* Written instruction: Say how many lines of the listing below contain "styles", giving the number and nothing else.

* Source material:
•••
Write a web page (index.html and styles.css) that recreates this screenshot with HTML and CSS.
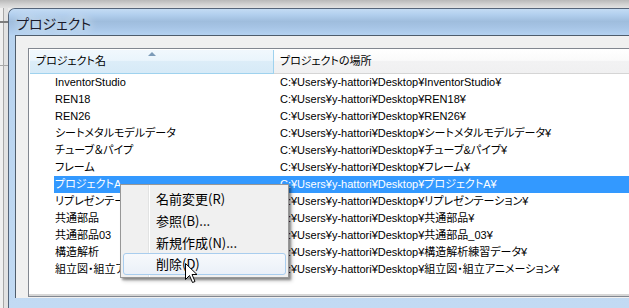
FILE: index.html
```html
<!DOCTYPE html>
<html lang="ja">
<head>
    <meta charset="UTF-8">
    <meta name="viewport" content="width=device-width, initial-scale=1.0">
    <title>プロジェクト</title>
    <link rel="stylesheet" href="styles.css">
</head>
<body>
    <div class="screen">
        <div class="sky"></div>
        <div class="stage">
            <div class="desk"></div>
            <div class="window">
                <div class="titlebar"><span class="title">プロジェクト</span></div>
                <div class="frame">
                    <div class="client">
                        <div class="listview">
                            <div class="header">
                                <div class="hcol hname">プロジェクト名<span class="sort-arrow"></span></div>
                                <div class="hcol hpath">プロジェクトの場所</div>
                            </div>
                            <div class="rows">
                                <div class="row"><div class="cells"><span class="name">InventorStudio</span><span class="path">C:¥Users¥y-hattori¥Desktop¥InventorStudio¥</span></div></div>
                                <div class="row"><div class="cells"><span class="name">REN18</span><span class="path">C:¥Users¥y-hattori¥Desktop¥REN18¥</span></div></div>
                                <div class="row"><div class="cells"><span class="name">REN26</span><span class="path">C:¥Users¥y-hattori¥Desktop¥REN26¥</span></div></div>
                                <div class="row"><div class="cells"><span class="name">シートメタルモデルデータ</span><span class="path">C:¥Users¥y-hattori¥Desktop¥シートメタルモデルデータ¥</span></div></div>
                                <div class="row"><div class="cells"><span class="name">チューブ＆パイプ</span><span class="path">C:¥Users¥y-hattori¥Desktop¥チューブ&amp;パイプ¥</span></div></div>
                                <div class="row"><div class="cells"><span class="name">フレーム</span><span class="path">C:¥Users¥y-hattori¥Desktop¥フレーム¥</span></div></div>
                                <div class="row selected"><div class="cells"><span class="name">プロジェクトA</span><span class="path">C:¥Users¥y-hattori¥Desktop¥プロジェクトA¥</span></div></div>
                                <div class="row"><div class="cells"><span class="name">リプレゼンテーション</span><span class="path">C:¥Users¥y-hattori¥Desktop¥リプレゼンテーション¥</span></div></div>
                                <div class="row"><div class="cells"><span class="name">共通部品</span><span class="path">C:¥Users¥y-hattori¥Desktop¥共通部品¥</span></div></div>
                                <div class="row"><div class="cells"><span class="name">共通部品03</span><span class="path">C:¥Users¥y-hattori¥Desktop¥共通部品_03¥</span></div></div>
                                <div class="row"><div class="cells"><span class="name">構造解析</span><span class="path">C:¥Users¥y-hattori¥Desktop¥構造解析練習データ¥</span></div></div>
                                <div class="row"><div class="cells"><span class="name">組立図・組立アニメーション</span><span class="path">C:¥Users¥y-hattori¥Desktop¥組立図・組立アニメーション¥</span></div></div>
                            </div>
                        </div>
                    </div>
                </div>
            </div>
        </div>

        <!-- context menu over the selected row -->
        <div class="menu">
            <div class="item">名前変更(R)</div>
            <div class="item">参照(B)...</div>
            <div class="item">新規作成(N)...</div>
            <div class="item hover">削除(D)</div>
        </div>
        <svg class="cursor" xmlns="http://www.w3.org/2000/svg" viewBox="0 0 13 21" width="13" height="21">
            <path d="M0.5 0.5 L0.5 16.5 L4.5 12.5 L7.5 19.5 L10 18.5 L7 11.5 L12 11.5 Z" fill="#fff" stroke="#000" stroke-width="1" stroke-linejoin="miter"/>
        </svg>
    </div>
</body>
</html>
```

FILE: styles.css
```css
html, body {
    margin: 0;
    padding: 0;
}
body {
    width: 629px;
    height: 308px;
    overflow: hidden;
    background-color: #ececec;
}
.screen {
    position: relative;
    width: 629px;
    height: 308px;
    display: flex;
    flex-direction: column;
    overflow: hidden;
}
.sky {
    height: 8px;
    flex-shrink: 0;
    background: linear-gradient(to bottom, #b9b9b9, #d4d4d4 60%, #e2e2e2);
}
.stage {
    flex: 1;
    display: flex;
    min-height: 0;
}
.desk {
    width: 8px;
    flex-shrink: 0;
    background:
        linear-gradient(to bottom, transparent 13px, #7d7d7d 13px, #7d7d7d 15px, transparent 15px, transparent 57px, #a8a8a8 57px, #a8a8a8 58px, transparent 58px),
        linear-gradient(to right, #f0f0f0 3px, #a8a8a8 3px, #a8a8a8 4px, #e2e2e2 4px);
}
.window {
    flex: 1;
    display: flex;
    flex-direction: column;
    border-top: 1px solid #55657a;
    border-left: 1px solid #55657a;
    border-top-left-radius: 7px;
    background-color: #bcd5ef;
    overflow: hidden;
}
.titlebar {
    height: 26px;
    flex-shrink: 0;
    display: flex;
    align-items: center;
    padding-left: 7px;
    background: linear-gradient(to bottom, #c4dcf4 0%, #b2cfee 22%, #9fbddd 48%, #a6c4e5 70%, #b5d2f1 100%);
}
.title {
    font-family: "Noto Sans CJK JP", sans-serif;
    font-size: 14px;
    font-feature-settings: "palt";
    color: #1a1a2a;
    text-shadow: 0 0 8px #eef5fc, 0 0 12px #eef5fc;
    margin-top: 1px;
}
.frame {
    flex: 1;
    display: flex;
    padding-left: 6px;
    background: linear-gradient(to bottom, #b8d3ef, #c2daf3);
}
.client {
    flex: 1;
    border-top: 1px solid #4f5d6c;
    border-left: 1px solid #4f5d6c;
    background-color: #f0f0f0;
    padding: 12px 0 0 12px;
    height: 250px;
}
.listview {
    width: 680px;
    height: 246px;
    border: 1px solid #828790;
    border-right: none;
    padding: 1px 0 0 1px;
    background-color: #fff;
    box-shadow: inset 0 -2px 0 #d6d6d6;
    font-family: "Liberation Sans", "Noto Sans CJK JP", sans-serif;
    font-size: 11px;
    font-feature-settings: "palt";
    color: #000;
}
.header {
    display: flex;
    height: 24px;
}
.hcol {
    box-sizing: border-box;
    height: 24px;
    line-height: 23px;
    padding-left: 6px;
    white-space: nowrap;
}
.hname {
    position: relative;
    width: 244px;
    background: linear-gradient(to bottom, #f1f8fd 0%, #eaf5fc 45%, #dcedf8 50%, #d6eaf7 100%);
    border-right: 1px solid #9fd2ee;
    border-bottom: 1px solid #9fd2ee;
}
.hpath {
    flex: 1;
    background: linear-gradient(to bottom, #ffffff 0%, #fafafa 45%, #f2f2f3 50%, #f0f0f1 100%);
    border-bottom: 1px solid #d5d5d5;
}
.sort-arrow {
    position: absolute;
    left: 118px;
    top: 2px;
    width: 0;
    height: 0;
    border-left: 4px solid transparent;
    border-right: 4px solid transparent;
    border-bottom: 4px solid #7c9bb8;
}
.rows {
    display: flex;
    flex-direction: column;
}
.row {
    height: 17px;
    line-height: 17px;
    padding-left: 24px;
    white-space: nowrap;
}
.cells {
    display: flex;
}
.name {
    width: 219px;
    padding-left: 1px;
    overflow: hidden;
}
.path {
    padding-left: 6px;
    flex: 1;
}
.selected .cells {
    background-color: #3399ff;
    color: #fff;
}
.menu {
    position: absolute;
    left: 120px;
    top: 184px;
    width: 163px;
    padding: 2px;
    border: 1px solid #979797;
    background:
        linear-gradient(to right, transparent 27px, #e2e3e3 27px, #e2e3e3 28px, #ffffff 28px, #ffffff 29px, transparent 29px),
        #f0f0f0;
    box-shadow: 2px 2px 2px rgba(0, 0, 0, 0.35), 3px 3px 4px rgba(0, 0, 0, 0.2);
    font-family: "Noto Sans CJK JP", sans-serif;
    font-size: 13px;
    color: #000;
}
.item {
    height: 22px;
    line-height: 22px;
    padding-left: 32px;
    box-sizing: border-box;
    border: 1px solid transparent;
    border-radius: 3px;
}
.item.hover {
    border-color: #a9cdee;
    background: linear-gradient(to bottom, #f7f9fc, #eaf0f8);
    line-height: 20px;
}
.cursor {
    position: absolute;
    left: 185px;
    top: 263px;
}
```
•••
* Completed exercise: 3